The introduction critiques ‘intersectionality’ which has become somewhat fashionable since the 1990s as a method to investigate discrimination, poverty and oppression. The authors argue (but I am not completely convinced) that intersectionality treats the intersecting categories (race and gender originally) as hypostatised independent ‘variables’ which are then described to generate intersectional effects. In contrast, the authors ‘draw attention to the fact that identity-based social oppression is constitutive of people’s relationship to the means of their production and reproduction, placing centre stage the analysis of political economy under which class relations, caste, tribe gender and region are inextricably interlinked’. I would have liked a stronger argument here which positions the theoretical notion of class in relation to that of caste and tribe, rather than treat them as simply diverse categories. This would have been valuable especially since the authors revert to race theory before intersectionality, drawing on Marx, Antonio Gramsci and Stuart Hall among others to sketch three axes of analysis of these relations: a) inherited inequalities of power; b) super-exploitation of migrant workers; and c) conjugated oppression.

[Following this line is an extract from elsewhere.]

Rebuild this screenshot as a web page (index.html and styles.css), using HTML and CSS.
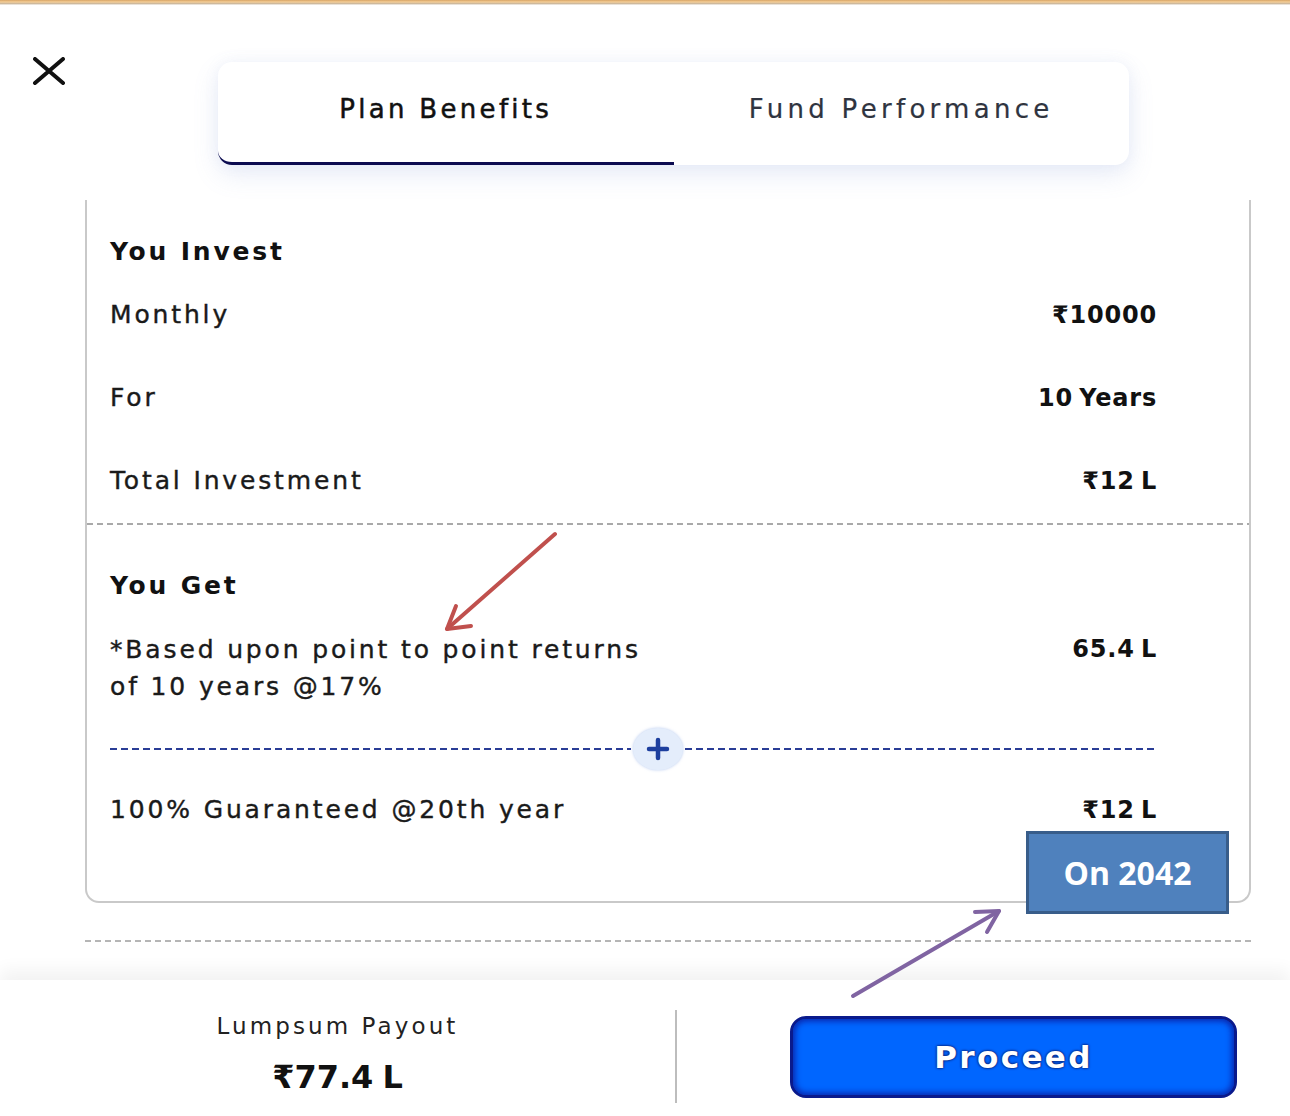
FILE: index.html
```html
<!DOCTYPE html>
<html>
<head>
<meta charset="utf-8">
<link rel="stylesheet" href="styles.css">
</head>
<body>
<div class="page">
  <div class="topline"></div>
  <header class="header">
    <button class="close" aria-label="Close">
      <svg width="34" height="28" viewBox="0 0 34 28"><path d="M3 2 L31 26 M31 2 L3 26" stroke="#111" stroke-width="4" stroke-linecap="round"/></svg>
    </button>
    <nav class="tabs">
      <div class="tab active">Plan Benefits</div>
      <div class="tab tab-wide">Fund Performance</div>
    </nav>
  </header>

  <section class="card">
    <div class="section invest">
      <h2 class="title">You Invest</h2>
      <div class="row"><span class="label">Monthly</span><span class="value">₹10000</span></div>
      <div class="row"><span class="label">For</span><span class="value">10 Years</span></div>
      <div class="row"><span class="label">Total Investment</span><span class="value">₹12 L</span></div>
    </div>
    <div class="section get">
      <h2 class="title">You Get</h2>
      <div class="row multi"><span class="label">*Based upon point to point returns<br>of 10 years @17%</span><span class="value">65.4 L</span></div>
      <div class="plusline">
        <span class="dash dash-left"></span>
        <span class="plus"><svg width="24" height="24" viewBox="0 0 24 24"><path d="M12 3 V21 M3 12 H21" stroke="#1d3f9e" stroke-width="4.5" stroke-linecap="round"/></svg></span>
        <span class="dash"></span>
      </div>
      <div class="row"><span class="label">100% Guaranteed @20th year</span><span class="value">₹12 L</span></div>
    </div>
  </section>

  <div class="bottomdash"></div>

  <footer class="footer">
    <div class="payout">
      <div class="payout-label">Lumpsum Payout</div>
      <div class="payout-value">₹77.4 L</div>
    </div>
    <div class="vdivider"></div>
    <div class="action">
      <button class="proceed">Proceed</button>
    </div>
  </footer>

  <div class="callout">On 2042</div>
  <svg class="arrows" width="1290" height="1116" viewBox="0 0 1290 1116">
    <g stroke="#c0504d" stroke-width="4" stroke-linecap="round" fill="none">
      <path d="M555 534 L447 629"/>
      <path d="M447 629 L456 606 M447 629 L471 626"/>
    </g>
    <g stroke="#8064a2" stroke-width="4" stroke-linecap="round" fill="none">
      <path d="M853 996 L999 911"/>
      <path d="M999 911 L975 912 M999 911 L987 932"/>
    </g>
  </svg>
</div>
</body>
</html>
```
FILE: styles.css
```css
* { box-sizing: border-box; }
html, body { margin: 0; padding: 0; background: #fff; }
body { font-family: "DejaVu Sans", Inter, sans-serif; color: #111; }
.page { position: relative; width: 1290px; height: 1116px; overflow: hidden; background: #fff; }

.topline { height: 5px; background: linear-gradient(#d7a465 0, #f5cf98 40%, #c8b59c 75%, #fff 100%); }

.header { display: flex; align-items: flex-start; padding: 52px 0 0 32px; height: 195px; }
.close { border: 0; background: none; padding: 0; margin: 0; width: 34px; height: 28px; display: block; }
.close svg { display: block; }
.tabs {
  margin-left: 152px; margin-top: 5px;
  width: 911px; height: 103px;
  display: flex; background: #fff; border-radius: 14px;
  box-shadow: 0 10px 26px rgba(120, 140, 210, 0.16), 0 0 14px rgba(150, 165, 220, 0.10);
  position: relative; z-index: 2;
}
.tab {
  flex: 1; display: flex; justify-content: center; align-items: flex-start;
  padding-top: 32px; font-size: 26px; color: #2f3440; letter-spacing: 3.3px; line-height: 30px;
  -webkit-text-stroke: 0.2px #2f3440;
}
.tab-wide { letter-spacing: 4.3px; }
.tab.active { color: #111; -webkit-text-stroke: 0.5px #111; border-bottom: 3px solid #0b0b50; border-bottom-left-radius: 14px; }

.card {
  margin-left: 85px; width: 1166px; height: 703px;
  border: 2px solid #c9c9c9; border-top: 0;
  border-radius: 0 0 14px 14px;
  padding: 0 93px 0 23px;
}
.section { display: flex; flex-direction: column; }
.invest { padding-top: 34px; height: 323px; }
.get {
  height: 380px; padding-top: 45px;
  margin: 0 -93px 0 -23px; padding-left: 23px; padding-right: 93px;
  background-image: repeating-linear-gradient(90deg, #a9a9a9 0 6px, transparent 6px 10px);
  background-size: 100% 2px; background-repeat: no-repeat; background-position: 0 0;
}
.title { margin: 0; font-size: 25px; font-weight: 700; line-height: 36px; height: 36px; color: #111; letter-spacing: 2.8px; }
.invest .title { margin-bottom: 25px; }
.row { display: flex; justify-content: space-between; align-items: flex-start; line-height: 40px; font-size: 25px; }
.invest .row + .row { margin-top: 43px; }
.label { color: #1a1a1a; letter-spacing: 2.85px; -webkit-text-stroke: 0.4px #1a1a1a; }
.value { font-size: 24px; font-weight: 700; color: #111; letter-spacing: 0.8px; word-spacing: -3px; margin-right: -1px; }
.get .title { margin-bottom: 27px; }
.multi { line-height: 37px; }
.plusline { display: flex; align-items: center; height: 44px; margin: 22px 0 19px 0; margin-right: -2px; }
.dash { flex: 1; height: 2px; background-image: repeating-linear-gradient(90deg, #2a3d96 0 7px, transparent 7px 11px); }
.dash-left { flex: 0 0 521px; }
.plus {
  width: 50px; height: 42px; border-radius: 50%; background: #e4edfb;
  box-shadow: 0 0 3px rgba(140, 170, 230, 0.6);
  display: flex; align-items: center; justify-content: center; margin: 0 2px;
}
.plus svg { display: block; }

.bottomdash {
  margin: 37px 0 0 85px; width: 1166px; height: 2px;
  background-image: repeating-linear-gradient(90deg, #b5b5b5 0 6px, transparent 6px 10px);
}

.footer {
  position: absolute; left: 0; right: 0; bottom: 0; height: 136px;
  display: flex; align-items: stretch; background: #fff;
  box-shadow: 0 -10px 16px rgba(0, 0, 0, 0.05);
}
.payout { width: 675px; display: flex; flex-direction: column; align-items: center; padding-top: 30px; }
.payout-label { font-size: 23px; color: #222; line-height: 32px; letter-spacing: 3.1px; }
.payout-value { font-size: 32px; font-weight: 700; color: #111; margin-top: 15px; line-height: 40px; letter-spacing: 0; word-spacing: -2px; }
.vdivider { width: 2px; background: #bdbdbd; margin: 30px 0 13px 0; }
.action { flex: 1; padding: 36px 53px 18px 113px; }
.proceed {
  width: 100%; height: 82px; border-radius: 16px;
  background: #0066ff; border: 3px solid #0a1a8c;
  box-shadow: inset 0 0 6px 2px #0a22a8;
  color: #fff; font-family: "DejaVu Sans", sans-serif; font-size: 31px; font-weight: 700; letter-spacing: 2.4px;
  text-shadow: 0 0 3px #0b1c6a, 0 0 2px #0b1c6a;
}

.callout {
  position: absolute; left: 1026px; top: 831px; width: 203px; height: 83px;
  background: #4f81bd; border: 3px solid #385d8a;
  color: #fff; font-family: "Open Sans", sans-serif; font-weight: 700; font-size: 32px;
  display: flex; align-items: center; justify-content: center; z-index: 3;
}
.arrows { position: absolute; left: 0; top: 0; pointer-events: none; z-index: 4; }
```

K.P. Kannan’s essay draws on his work on the National Commission for Enterprises in the Unorganised Sector and establishes through statistical macro-indices that the trickle-down effect is directly related to one’s caste and class position: the ‘lower’ one’s position, the less the trickle-down.

Migration, discrimination

Jayaseelan Raj’s essay on the tea belts in Kerala explores how the slump affects tea plantation workers. Tamil Dalits, the traditional workers here, are impoverished and their unionisation is thwarted by the labour contractors getting Adivasi workers from Jharkhand. The Adivasis are marginalised by their alienation from the region and culture. The Tamil Dalits go back to work in the open market, find better means to survive, but are forced to confront their untouchable status.

Brendan Donegan’s essay on the Cuddalore region probes how industrialisation here is not about outward migration of people from villages to towns, but about in-migration of industry into the rural area. Vanniyars and Gounders dominate the local hierarchy through their shift to industry and perpetuate caste discrimination against the Nattar (fishers), the Paraiyar (Dalits), and the Irula (Adivasis), with cross-cutting gender effects. Local workers in the bone factory are held in check by migrant contract workers from Bengal and Odisha.

Dalel Benbabaali’s essay about the Bhadrachalam Scheduled Area describes the changing patterns of discrimination faced by the Koyas (Adivasi) and the Madigas (Dalit), the improving fortunes of the Lambadas who are introduced as members of the Scheduled Tribes in this territory, and the increased status and wealth of the Kamma agricultural caste which now dominates the industrial landscape in this resource-rich region. Her essay shows how various regulations including constitutional provisions are derailed to make way for industrial capitalism.

Clearly in these three studies, the capitalist bourgeoisie don’t slaughter the landed aristocracy (as in Marx’s Eighteenth Brumaire of Louis Bonaparte ) but emerge seamlessly out of the latter.

How tribes suffer

Richard Axelby’s comparative study of two scheduled tribes — the Gaddi and the Gujjar (Muslim) of the Chamba valley in Himachal Pradesh — explores the relation between nomadism and seasonal migration through the views and experiences of protagonists Prakaso and Mussa. The essay examines the change from pastoralism to agriculture and studies the new kinds of work (road, dam, power plant and bridge building) that provide a precarious subsistence.

Vikramaditya Thakur’s study of the Bhils of Narmada valley looks at three pathways of the Bhil predicament in modernity: a) those who live in their traditional villages; b) those who have migrated to towns to work; and c) those who have been resettled in the Narmada Project. In each of these pathways, the study delineates the process of differential oppression (due to their being Bhils) at the hands of various dominant castes, including the Gujars of Gujarat.

The conclusion collects the threads of argument running through the chapters and highlights the three axes of analyses described above. The book ends with a description of problems that lie ahead.

The research team has worked together over several years, collaborating, obviously mentoring each other. They have produced nuanced development studies and specific methods of research as models for further work.

The future remains bleak.

Ground Down by Growth: Tribe, Caste, Class, and Inequality in Twenty-First Century India ; Alpa Shah, Jens Lerche & Others, Oxford University Press, ₹850.